The plaintiff in error contends that the evidence offered by him demanded a finding that the mother was an unfit and improper person to have custody of the minor children for any period of time.
While the evidence offered for the plaintiff against the mother, if believed by the court, and if uncontradicted by evidence as to her good character and proper care of the children, would support such a finding, the evidence offered is so unusual and contrary to every natural impulse of a mother, as to be almost unbelievable. The evidence offered by the mother, if believed, was sufficient to disprove the charges made. The trial court had the parties before him. He could observe their conduct, and their method and manner of testifying. Therefore, if under the evidence we entertained any doubt as to the correctness of the judgment here complained of, that doubt would have to be resolved in favor of the judgment rendered by the trial judge, since he was in possession of information from his observation of parties and witnesses that could not appear in the record before this court.

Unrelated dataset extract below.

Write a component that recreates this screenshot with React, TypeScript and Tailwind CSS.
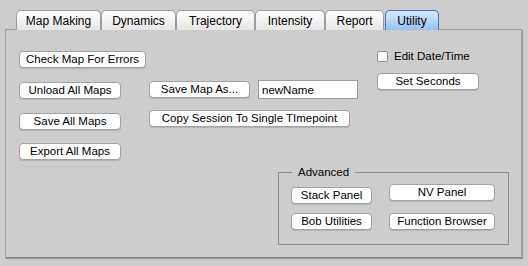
import React from 'react';

const tabs = ['Map Making', 'Dynamics', 'Trajectory', 'Intensity', 'Report', 'Utility'];
const tabWidths = ['w-[85px]', 'w-[75px]', 'w-[79px]', 'w-[70px]', 'w-[59px]', 'ml-[1px] w-[54px]'];

function Btn({ label, w, className = '' }: { label: string; w: string; className?: string }) {
  return (
    <button
      type="button"
      className={`${w} h-[17px] rounded-[4px] border border-[#a2a2a2] bg-white text-center leading-[15px] text-black shadow-[0_1px_0_rgba(0,0,0,0.12)] ${className}`}
    >
      {label}
    </button>
  );
}

export default function App() {
  return (
    <div className="h-[266px] w-[528px] overflow-hidden bg-[#cdcdcd] text-[11.5px] text-black [font-family:'Liberation_Sans',Arial,sans-serif]">
      <div className="flex pl-[16px] pt-[10px]">
        {tabs.map((t, i) => {
          const active = t === 'Utility';
          return (
            <div
              key={t}
              className={`${tabWidths[i]} relative z-10 flex h-[20px] items-center justify-center rounded-t-[5px] border border-b-0 text-[12px] ${
                active
                  ? 'border-[#4a74c0] bg-gradient-to-b from-[#d9e9fc] to-[#94c2f3]'
                  : 'border-[#9d9d9d] bg-gradient-to-b from-white to-[#e6e6e6]'
              }`}
            >
              {t}
            </div>
          );
        })}
      </div>

      <div className="ml-[5px] mt-[-1px] h-[229px] w-[517px] border border-[#9a9a9a] border-b-[#808080] shadow-[1px_1px_1px_rgba(0,0,0,0.25)]">
        <div className="flex pt-[21px]">
          <div className="ml-[13px] flex w-[126px] flex-col items-start">
            <Btn label="Check Map For Errors" w="w-[127px]" />
            <Btn label="Unload All Maps" w="w-[102px]" className="mt-[14px]" />
            <Btn label="Save All Maps" w="w-[102px]" className="mt-[14px]" />
            <Btn label="Export All Maps" w="w-[102px]" className="mt-[13px]" />
          </div>

          <div className="ml-[4px] flex flex-col items-start pt-[29px]">
            <div className="flex items-center">
              <Btn label="Save Map As..." w="w-[101px]" />
              <input
                readOnly
                value="newName"
                className="ml-[8px] h-[19px] w-[100px] border border-[#9c9c9c] bg-white px-[3px] text-[11.5px] outline-none"
              />
            </div>
            <Btn label="Copy Session To Single TImepoint" w="w-[201px]" className="mt-[11px]" />
          </div>

          <div className="ml-[19px] flex flex-col items-start">
            <label className="flex h-[11px] items-center">
              <span className="h-[11px] w-[11px] rounded-[2px] border border-[#8e8e8e] bg-white" />
              <span className="ml-[6px]">Edit Date/Time</span>
            </label>
            <Btn label="Set Seconds" w="w-[102px]" className="mt-[11px]" />
          </div>
        </div>

        <div className="relative ml-[272px] mt-[12px] h-[73px] w-[231px] border border-[#8c8c8c]">
          <span className="absolute left-[13px] top-[-9px] bg-[#cdcdcd] px-[6px] leading-[16px]">Advanced</span>
          <div className="grid grid-cols-[81px_106px] gap-x-[17px] pl-[12px] pt-[11px]">
            <Btn label="Stack Panel" w="w-[81px]" className="mt-[3px]" />
            <Btn label="NV Panel" w="w-[106px]" />
            <Btn label="Bob Utilities" w="w-[81px]" className="mt-[9px]" />
            <Btn label="Function Browser" w="w-[106px]" className="mt-[9px]" />
          </div>
        </div>
      </div>
    </div>
  );
}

The contention of the plaintiff in error that his evidence demanded a judgment refusing custody to the wife at any time is without merit.
2. The contention is further made that the evidence for the plaintiff in error, charging the wife with misconduct and illicit relations with a named individual, required the wife, under the Code, § 38-119, to procure evidence from such individual that the charge was not true. This contention requires nothing more than that we hold, as we do, that it is without merit.
Judgment affirmed. All the Justices concur.